On the CIR website, this was the title:
California speaker gives Assembly's juiciest jobs to biggest fundraisers
And Berkeleyans will be interested to learn some information that for some reason was cut from the Chron’s version of the story: our own Assemblymember Nancy Skinner, now termed out of the Assembly, expected to be tapped by the queenmakers to succeed Loni Hancock as State Senator, is one of the big players (and the big payers) in this pay-to-play system.
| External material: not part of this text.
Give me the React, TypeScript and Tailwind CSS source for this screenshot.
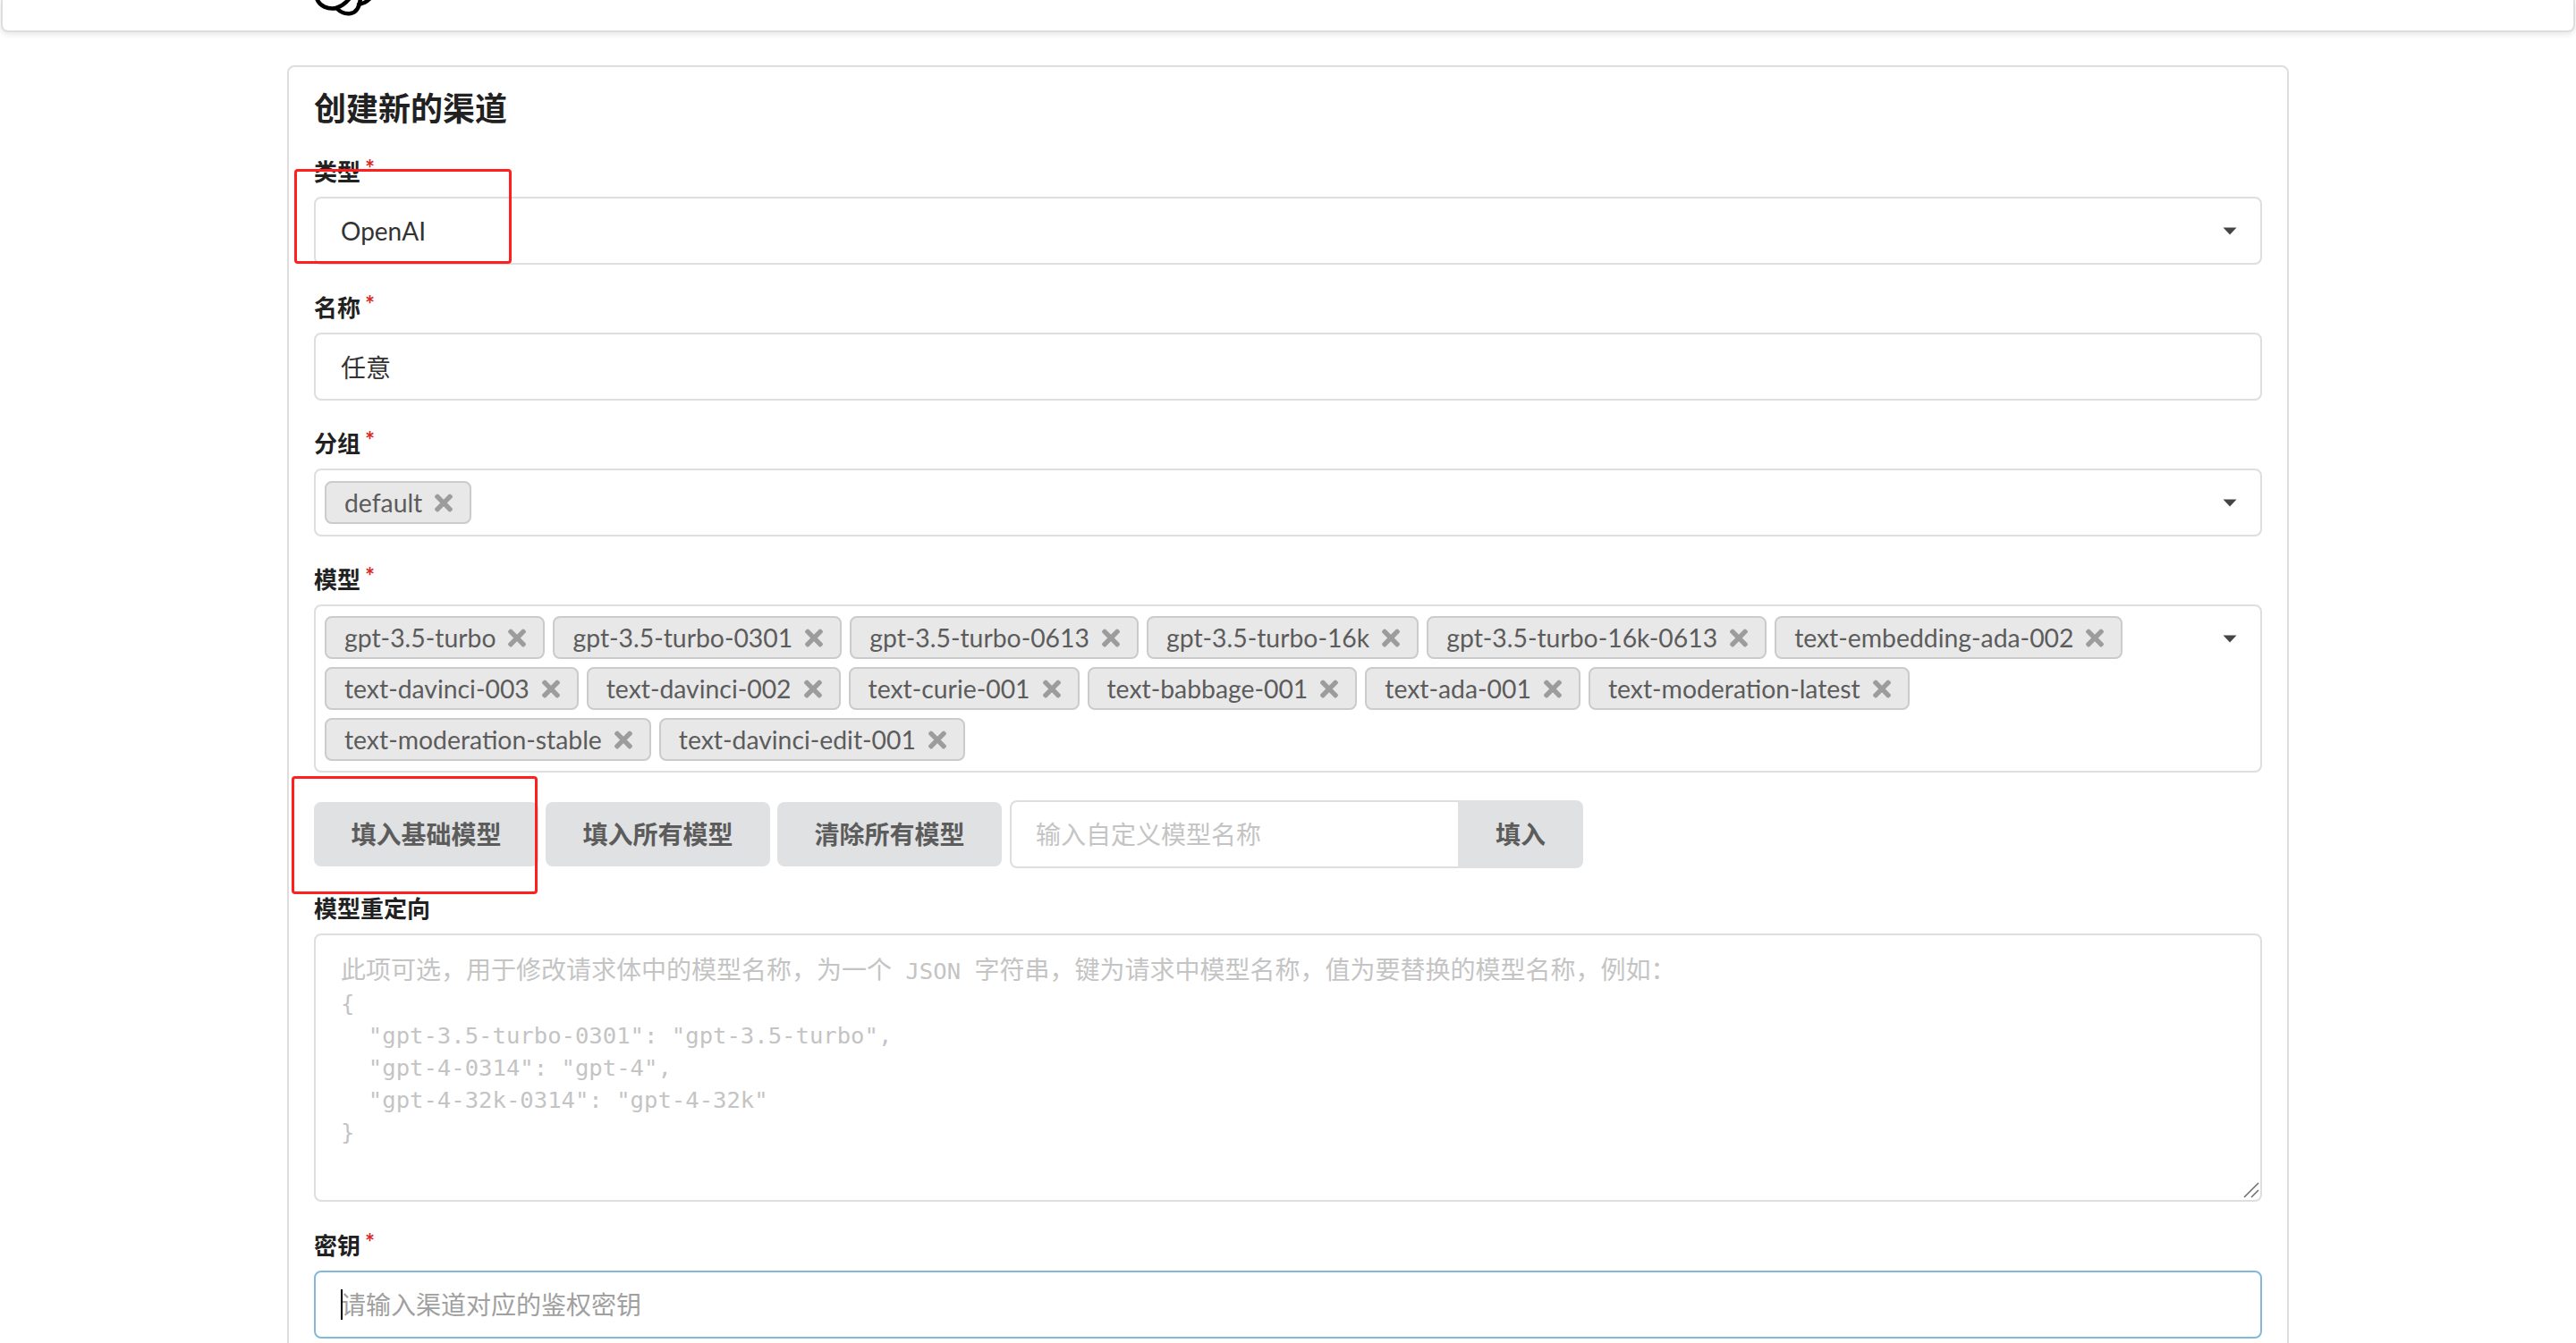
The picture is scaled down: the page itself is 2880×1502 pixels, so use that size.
import React from 'react';
import { FaTimes } from 'react-icons/fa';

const groups = ['default'];

const modelNames = [
  'gpt-3.5-turbo',
  'gpt-3.5-turbo-0301',
  'gpt-3.5-turbo-0613',
  'gpt-3.5-turbo-16k',
  'gpt-3.5-turbo-16k-0613',
  'text-embedding-ada-002',
  'text-davinci-003',
  'text-davinci-002',
  'text-curie-001',
  'text-babbage-001',
  'text-ada-001',
  'text-moderation-latest',
  'text-moderation-stable',
  'text-davinci-edit-001',
];

const Caret = () => (
  <svg width="16" height="9" viewBox="0 0 16 9" className="shrink-0">
    <path d="M0.5 0.5 H15.5 L8 8.5 Z" fill="#444444" />
  </svg>
);

const FieldLabel = ({ text, required = true }: { text: string; required?: boolean }) => (
  <label className="block h-[37px] mb-2 text-[26px] leading-[34px] font-bold text-[#212121]">
    {text}
    {required && <span className="inline-block align-top ml-[5px] -mt-[4px] text-[#db2828]">*</span>}
  </label>
);

const Tag = ({ name }: { name: string }) => (
  <span className="flex items-center h-12 pl-5 pr-[19px] gap-[14px] bg-[#e8e8e8] border-2 border-[#cbcbcb] rounded-lg text-[28.35px] text-[#5c5c5c]">
    {name}
    <FaTimes className="w-[20px] h-[29px] text-[#9c9c9c]" />
  </span>
);

const inputBase =
  "block w-full h-[76px] pl-7 pr-7 bg-white border-2 rounded-lg text-[28px] text-[#333333] outline-none";

const ActionButton = ({ text }: { text: string }) => (
  <button className="w-[251px] h-[72px] bg-[#e0e1e2] rounded-lg text-[28px] font-bold text-[#5c5c5c]">{text}</button>
);

const Cjk = ({ children }: { children: string }) => (
  <span className="text-[28px] font-['Lato','Noto_Sans_CJK_SC',sans-serif]">{children}</span>
);

export default function App() {
  return (
    <div className="relative h-[1502px] overflow-hidden bg-white font-['Lato','Noto_Sans_CJK_SC',sans-serif]">
      {/* top nav, scrolled almost out of view */}
      <div className="relative h-[36px] mx-[1px] bg-white border-2 border-t-0 border-[#dedede] rounded-b-lg shadow-[0_2px_6px_rgba(34,36,38,0.12)]">
        <svg className="absolute left-0 top-0" width="460" height="34" viewBox="0 0 460 34" fill="none" stroke="#000000" strokeWidth="4.5" strokeLinecap="round">
          <path d="M351 -2 C354 7 364 11 373 9 C377 13 383 16 389 15 C395 14 399 8 400 -2" />
          <path d="M373 9 C379 7 384 3 388 -2" />
          <path d="M398 5 C403 4 407 2 410 -1" />
        </svg>
      </div>

      <div className="w-[2238px] ml-[321px] mt-[37px] pt-[22px] px-7 pb-10 bg-white border-2 border-[#dedede] rounded-lg">
        <h1 className="h-[48px] mb-[30px] text-[36px] leading-[48px] font-bold text-[#212121]">创建新的渠道</h1>

        <div className="mb-[31px]">
          <FieldLabel text="类型" />
          <div className="flex items-center justify-between h-[76px] pl-7 pr-[26px] border-2 border-[#dedede] rounded-lg text-[28px] text-[#333333]">
            OpenAI
            <Caret />
          </div>
        </div>

        <div className="mb-[31px]">
          <FieldLabel text="名称" />
          <input className={inputBase + " border-[#dedede]"} defaultValue="任意" readOnly />
        </div>

        <div className="mb-[31px]">
          <FieldLabel text="分组" />
          <div className="flex items-center justify-between h-[76px] pl-[10px] pr-[26px] border-2 border-[#dedede] rounded-lg">
            <div className="flex gap-[9px]">
              {groups.map((g) => <Tag key={g} name={g} />)}
            </div>
            <Caret />
          </div>
        </div>

        <div className="mb-[31px]">
          <FieldLabel text="模型" />
          <div className="flex items-start justify-between py-[11px] pl-[10px] pr-[26px] border-2 border-[#dedede] rounded-lg">
            <div className="flex flex-wrap gap-[9px] w-[2100px]">
              {modelNames.map((m) => <Tag key={m} name={m} />)}
            </div>
            <div className="mt-[21px]"><Caret /></div>
          </div>
        </div>

        <div className="flex items-center gap-2 h-[76px] mb-[28px]">
          <ActionButton text="填入基础模型" />
          <ActionButton text="填入所有模型" />
          <ActionButton text="清除所有模型" />
          <div className="flex h-[76px] w-[641px] ml-px">
            <input className="flex-1 min-w-0 pl-[27px] pr-4 border-2 border-r-0 border-[#dedede] rounded-l-lg text-[28px] outline-none placeholder:text-[#c4c4c4]" placeholder="输入自定义模型名称" />
            <button className="w-[140px] bg-[#e0e1e2] rounded-r-lg text-[28px] font-bold text-[#5c5c5c]">填入</button>
          </div>
        </div>

        <div className="mb-[32px]">
          <FieldLabel text="模型重定向" required={false} />
          <div className="relative h-[300px] pt-5 pl-7 border-2 border-[#dedede] rounded-lg whitespace-pre font-['DejaVu_Sans_Mono',monospace] text-[25.6px] leading-[36px] text-[#c4c4c4]">
            <Cjk>此项可选，用于修改请求体中的模型名称，为一个</Cjk>{' JSON '}<Cjk>字符串，键为请求中模型名称，值为要替换的模型名称，例如：</Cjk>
            {'\n{\n  "gpt-3.5-turbo-0301": "gpt-3.5-turbo",\n  "gpt-4-0314": "gpt-4",\n  "gpt-4-32k-0314": "gpt-4-32k"\n}'}
            {/* resize grip */}
            <svg className="absolute right-[1px] bottom-[2px]" width="18" height="18" viewBox="0 0 18 18" stroke="#666666" strokeWidth="1.5">
              <path d="M1 17 L17 1" />
              <path d="M9 17 L17 9" />
            </svg>
          </div>
        </div>

        <div>
          <FieldLabel text="密钥" />
          <div className="relative">
            <input className={inputBase + " border-[#85b7d9] placeholder:text-[#a0a0a0]"} placeholder="请输入渠道对应的鉴权密钥" />
            <span className="absolute left-[30px] top-[21px] w-[2px] h-[34px] bg-black" />
          </div>
        </div>
      </div>

      {/* red annotation boxes drawn over the screenshot */}
      <div className="absolute left-[329px] top-[189px] w-[243px] h-[106px] border-[3px] border-[#ff1f1f] rounded-sm pointer-events-none" />
      <div className="absolute left-[326px] top-[868px] w-[275px] h-[132px] border-[3px] border-[#ff1f1f] rounded-sm pointer-events-none" />
    </div>
  );
}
Here’s the paragraph from the CIR version that the Chronicle left out:
“Nancy Skinner of Berkeley gave $201,000 to the targets. She continues to serve as chairwoman of the Rules Committee, a post that is part of Pérez’s leadership team, and sits on two juice committees: Business, Professions and Consumer Protection, which supervises occupational licensing and state regulatory agencies; and Utilities and Commerce, which regulates energy companies and public utilities. She is a former Berkeley City Council member and environmental activist. Of her fundraising, Skinner wrote in a statement: ‘I am enthusiastic to support our Caucus efforts to elect great Assemblymembers.’ “
This is how CIR senior reporter Lance Williams describes the scheme:
“In May 2012 and again in June, Speaker John A. Pérez wrote memos to Democrats in the California Assembly. He wanted millions in campaign cash to win a handful of key races.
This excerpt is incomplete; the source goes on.